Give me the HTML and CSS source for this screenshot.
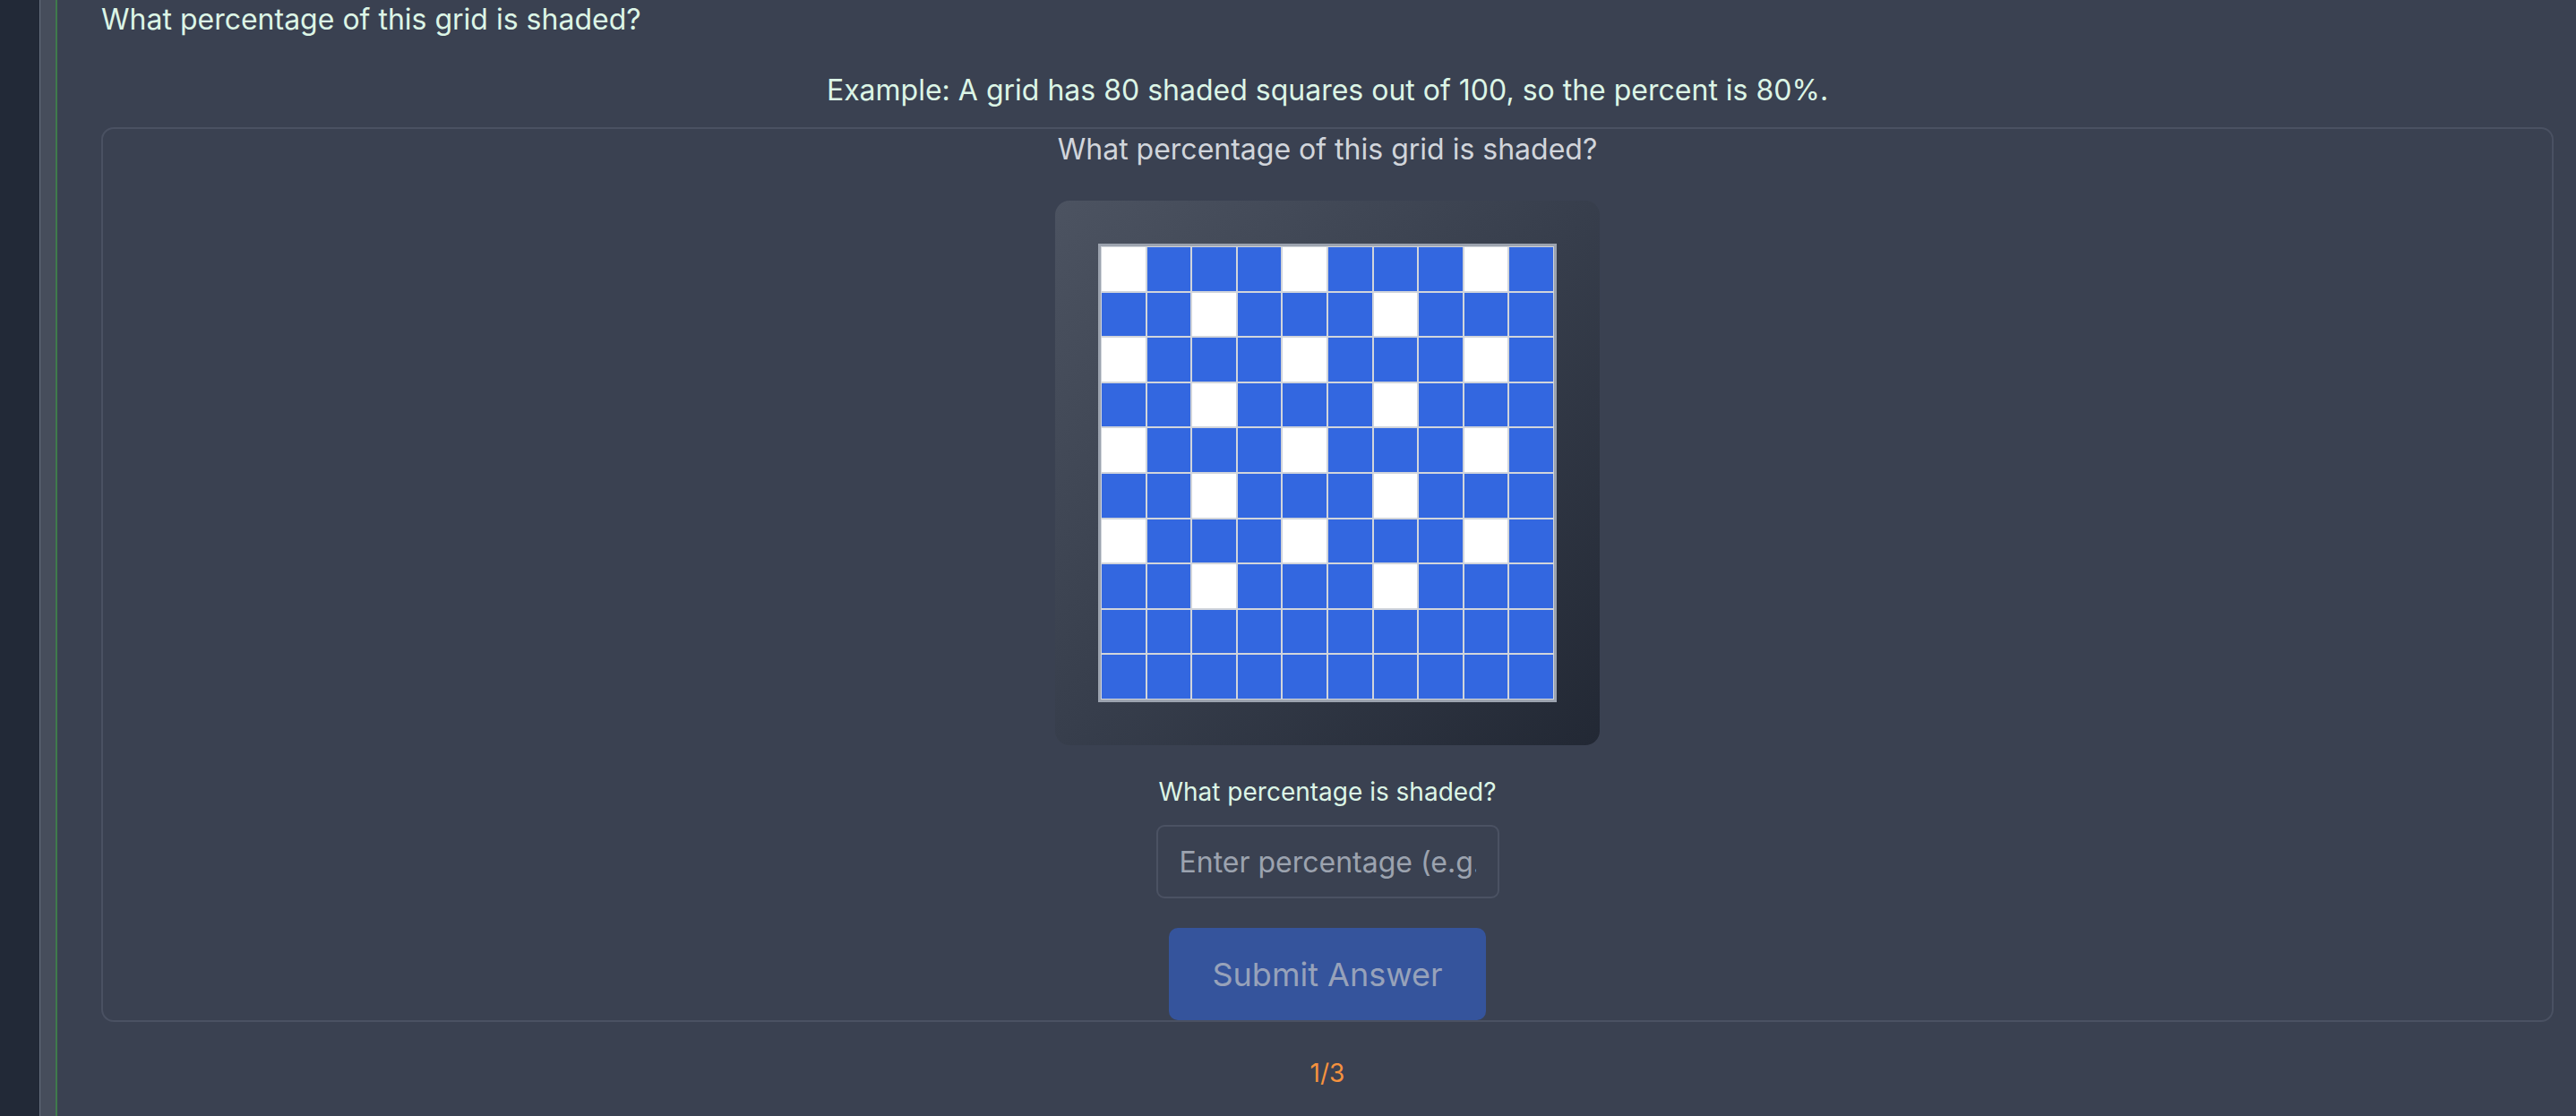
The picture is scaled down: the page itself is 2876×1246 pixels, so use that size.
FILE: index.html
```html
<!DOCTYPE html>
<html lang="en">
<head>
<meta charset="utf-8">
<title>Percentage grid</title>
<link rel="stylesheet" href="styles.css">
</head>
<body>
<div class="shell">
  <aside class="rail"></aside>
  <div class="gutter"></div>
  <main class="main">
    <h1 class="title">What percentage of this grid is shaded?</h1>
    <p class="example">Example: A grid has 80 shaded squares out of 100, so the percent is 80%.</p>
    <section class="card">
      <h2 class="card-heading">What percentage of this grid is shaded?</h2>
      <div class="panel">
        <div class="grid" id="grid">
          <div class="cell white"></div><div class="cell"></div><div class="cell"></div><div class="cell"></div><div class="cell white"></div><div class="cell"></div><div class="cell"></div><div class="cell"></div><div class="cell white"></div><div class="cell"></div>
          <div class="cell"></div><div class="cell"></div><div class="cell white"></div><div class="cell"></div><div class="cell"></div><div class="cell"></div><div class="cell white"></div><div class="cell"></div><div class="cell"></div><div class="cell"></div>
          <div class="cell white"></div><div class="cell"></div><div class="cell"></div><div class="cell"></div><div class="cell white"></div><div class="cell"></div><div class="cell"></div><div class="cell"></div><div class="cell white"></div><div class="cell"></div>
          <div class="cell"></div><div class="cell"></div><div class="cell white"></div><div class="cell"></div><div class="cell"></div><div class="cell"></div><div class="cell white"></div><div class="cell"></div><div class="cell"></div><div class="cell"></div>
          <div class="cell white"></div><div class="cell"></div><div class="cell"></div><div class="cell"></div><div class="cell white"></div><div class="cell"></div><div class="cell"></div><div class="cell"></div><div class="cell white"></div><div class="cell"></div>
          <div class="cell"></div><div class="cell"></div><div class="cell white"></div><div class="cell"></div><div class="cell"></div><div class="cell"></div><div class="cell white"></div><div class="cell"></div><div class="cell"></div><div class="cell"></div>
          <div class="cell white"></div><div class="cell"></div><div class="cell"></div><div class="cell"></div><div class="cell white"></div><div class="cell"></div><div class="cell"></div><div class="cell"></div><div class="cell white"></div><div class="cell"></div>
          <div class="cell"></div><div class="cell"></div><div class="cell white"></div><div class="cell"></div><div class="cell"></div><div class="cell"></div><div class="cell white"></div><div class="cell"></div><div class="cell"></div><div class="cell"></div>
          <div class="cell"></div><div class="cell"></div><div class="cell"></div><div class="cell"></div><div class="cell"></div><div class="cell"></div><div class="cell"></div><div class="cell"></div><div class="cell"></div><div class="cell"></div>
          <div class="cell"></div><div class="cell"></div><div class="cell"></div><div class="cell"></div><div class="cell"></div><div class="cell"></div><div class="cell"></div><div class="cell"></div><div class="cell"></div><div class="cell"></div>
        </div>
      </div>
      <label class="answer-label" for="answer">What percentage is shaded?</label>
      <input class="answer-input" id="answer" type="text" placeholder="Enter percentage (e.g. 80)">
      <button class="submit" type="button" disabled>Submit Answer</button>
    </section>
    <div class="progress">1/3</div>
  </main>
</div>
</body>
</html>
```

FILE: styles.css
```css
* { box-sizing: border-box; }

html, body {
  margin: 0;
  padding: 0;
  height: 100%;
}

body {
  background: #3a4151;
  font-family: Inter, "Noto Sans", "Liberation Sans", sans-serif;
  overflow: hidden;
}

.shell {
  display: flex;
  min-height: 100vh;
}

.rail {
  width: 45px;
  flex: none;
  background: #222937;
  border-right: 1px solid #697180;
}

.gutter {
  width: 19px;
  flex: none;
  background: #464d5b;
  border-right: 2px solid #3f7a4b;
}

.main {
  flex: 1;
  padding: 0 25px 0 49px;
  display: flex;
  flex-direction: column;
}

.title {
  margin: 0;
  font-size: 32px;
  line-height: 44px;
  font-weight: 400;
  color: #dcf5e6;
}

.example {
  margin: 35px 0 0;
  font-size: 32px;
  line-height: 44px;
  text-align: center;
  color: #dcf5e6;
}

.card {
  margin-top: 19px;
  border: 2px solid #4a5162;
  border-radius: 14px;
  padding: 1px 0 0;
  display: flex;
  flex-direction: column;
  align-items: center;
  height: 999px;
}

.card-heading {
  margin: 0;
  font-size: 32px;
  line-height: 44px;
  font-weight: 400;
  color: #d1d5db;
}

.panel {
  margin-top: 35px;
  width: 608px;
  height: 608px;
  padding: 48px;
  border-radius: 16px;
  background: linear-gradient(135deg, #4c5361 0%, #373e4c 50%, #222834 100%);
}

.grid {
  width: 512px;
  height: 512px;
  border: 3px solid #9ca3af;
  background: #d1d5db;
  display: grid;
  grid-template-columns: repeat(10, 1fr);
  grid-template-rows: repeat(10, 1fr);
}

.cell {
  background: #3367e0;
  border: 1px solid #d1d5db;
}

.cell.white {
  background: #ffffff;
}

.answer-label {
  margin-top: 32px;
  font-size: 28px;
  line-height: 40px;
  color: #dcf5e6;
}

.answer-input {
  margin-top: 17px;
  width: 383px;
  height: 82px;
  border: 2px solid #4b5263;
  border-radius: 9px;
  background: transparent;
  padding: 0 24px;
  font-family: Inter, "Noto Sans", "Liberation Sans", sans-serif;
  font-size: 32px;
  color: #e5e7eb;
}

.answer-input::placeholder {
  color: #9ca3af;
}

.submit {
  margin-top: 33px;
  width: 354px;
  height: 103px;
  border: none;
  border-radius: 10px;
  background: #35549c;
  color: #97a2ba;
  font-family: Inter, "Noto Sans", "Liberation Sans", sans-serif;
  font-size: 36px;
}

.progress {
  margin-top: 38px;
  text-align: center;
  font-size: 28px;
  line-height: 39px;
  color: #f5923e;
}
```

==========

_What is expected_: Write the listing out a second time exactly, dropping all images.

_Task output_:
Give me the HTML and CSS source for this screenshot.
The picture is scaled down: the page itself is 2876×1246 pixels, so use that size.
FILE: index.html
```html
<!DOCTYPE html>
<html lang="en">
<head>
<meta charset="utf-8">
<title>Percentage grid</title>
<link rel="stylesheet" href="styles.css">
</head>
<body>
<div class="shell">
  <aside class="rail"></aside>
  <div class="gutter"></div>
  <main class="main">
    <h1 class="title">What percentage of this grid is shaded?</h1>
    <p class="example">Example: A grid has 80 shaded squares out of 100, so the percent is 80%.</p>
    <section class="card">
      <h2 class="card-heading">What percentage of this grid is shaded?</h2>
      <div class="panel">
        <div class="grid" id="grid">
          <div class="cell white"></div><div class="cell"></div><div class="cell"></div><div class="cell"></div><div class="cell white"></div><div class="cell"></div><div class="cell"></div><div class="cell"></div><div class="cell white"></div><div class="cell"></div>
          <div class="cell"></div><div class="cell"></div><div class="cell white"></div><div class="cell"></div><div class="cell"></div><div class="cell"></div><div class="cell white"></div><div class="cell"></div><div class="cell"></div><div class="cell"></div>
          <div class="cell white"></div><div class="cell"></div><div class="cell"></div><div class="cell"></div><div class="cell white"></div><div class="cell"></div><div class="cell"></div><div class="cell"></div><div class="cell white"></div><div class="cell"></div>
          <div class="cell"></div><div class="cell"></div><div class="cell white"></div><div class="cell"></div><div class="cell"></div><div class="cell"></div><div class="cell white"></div><div class="cell"></div><div class="cell"></div><div class="cell"></div>
          <div class="cell white"></div><div class="cell"></div><div class="cell"></div><div class="cell"></div><div class="cell white"></div><div class="cell"></div><div class="cell"></div><div class="cell"></div><div class="cell white"></div><div class="cell"></div>
          <div class="cell"></div><div class="cell"></div><div class="cell white"></div><div class="cell"></div><div class="cell"></div><div class="cell"></div><div class="cell white"></div><div class="cell"></div><div class="cell"></div><div class="cell"></div>
          <div class="cell white"></div><div class="cell"></div><div class="cell"></div><div class="cell"></div><div class="cell white"></div><div class="cell"></div><div class="cell"></div><div class="cell"></div><div class="cell white"></div><div class="cell"></div>
          <div class="cell"></div><div class="cell"></div><div class="cell white"></div><div class="cell"></div><div class="cell"></div><div class="cell"></div><div class="cell white"></div><div class="cell"></div><div class="cell"></div><div class="cell"></div>
          <div class="cell"></div><div class="cell"></div><div class="cell"></div><div class="cell"></div><div class="cell"></div><div class="cell"></div><div class="cell"></div><div class="cell"></div><div class="cell"></div><div class="cell"></div>
          <div class="cell"></div><div class="cell"></div><div class="cell"></div><div class="cell"></div><div class="cell"></div><div class="cell"></div><div class="cell"></div><div class="cell"></div><div class="cell"></div><div class="cell"></div>
        </div>
      </div>
      <label class="answer-label" for="answer">What percentage is shaded?</label>
      <input class="answer-input" id="answer" type="text" placeholder="Enter percentage (e.g. 80)">
      <button class="submit" type="button" disabled>Submit Answer</button>
    </section>
    <div class="progress">1/3</div>
  </main>
</div>
</body>
</html>
```

FILE: styles.css
```css
* { box-sizing: border-box; }

html, body {
  margin: 0;
  padding: 0;
  height: 100%;
}

body {
  background: #3a4151;
  font-family: Inter, "Noto Sans", "Liberation Sans", sans-serif;
  overflow: hidden;
}

.shell {
  display: flex;
  min-height: 100vh;
}

.rail {
  width: 45px;
  flex: none;
  background: #222937;
  border-right: 1px solid #697180;
}

.gutter {
  width: 19px;
  flex: none;
  background: #464d5b;
  border-right: 2px solid #3f7a4b;
}

.main {
  flex: 1;
  padding: 0 25px 0 49px;
  display: flex;
  flex-direction: column;
}

.title {
  margin: 0;
  font-size: 32px;
  line-height: 44px;
  font-weight: 400;
  color: #dcf5e6;
}

.example {
  margin: 35px 0 0;
  font-size: 32px;
  line-height: 44px;
  text-align: center;
  color: #dcf5e6;
}

.card {
  margin-top: 19px;
  border: 2px solid #4a5162;
  border-radius: 14px;
  padding: 1px 0 0;
  display: flex;
  flex-direction: column;
  align-items: center;
  height: 999px;
}

.card-heading {
  margin: 0;
  font-size: 32px;
  line-height: 44px;
  font-weight: 400;
  color: #d1d5db;
}

.panel {
  margin-top: 35px;
  width: 608px;
  height: 608px;
  padding: 48px;
  border-radius: 16px;
  background: linear-gradient(135deg, #4c5361 0%, #373e4c 50%, #222834 100%);
}

.grid {
  width: 512px;
  height: 512px;
  border: 3px solid #9ca3af;
  background: #d1d5db;
  display: grid;
  grid-template-columns: repeat(10, 1fr);
  grid-template-rows: repeat(10, 1fr);
}

.cell {
  background: #3367e0;
  border: 1px solid #d1d5db;
}

.cell.white {
  background: #ffffff;
}

.answer-label {
  margin-top: 32px;
  font-size: 28px;
  line-height: 40px;
  color: #dcf5e6;
}

.answer-input {
  margin-top: 17px;
  width: 383px;
  height: 82px;
  border: 2px solid #4b5263;
  border-radius: 9px;
  background: transparent;
  padding: 0 24px;
  font-family: Inter, "Noto Sans", "Liberation Sans", sans-serif;
  font-size: 32px;
  color: #e5e7eb;
}

.answer-input::placeholder {
  color: #9ca3af;
}

.submit {
  margin-top: 33px;
  width: 354px;
  height: 103px;
  border: none;
  border-radius: 10px;
  background: #35549c;
  color: #97a2ba;
  font-family: Inter, "Noto Sans", "Liberation Sans", sans-serif;
  font-size: 36px;
}

.progress {
  margin-top: 38px;
  text-align: center;
  font-size: 28px;
  line-height: 39px;
  color: #f5923e;
}
```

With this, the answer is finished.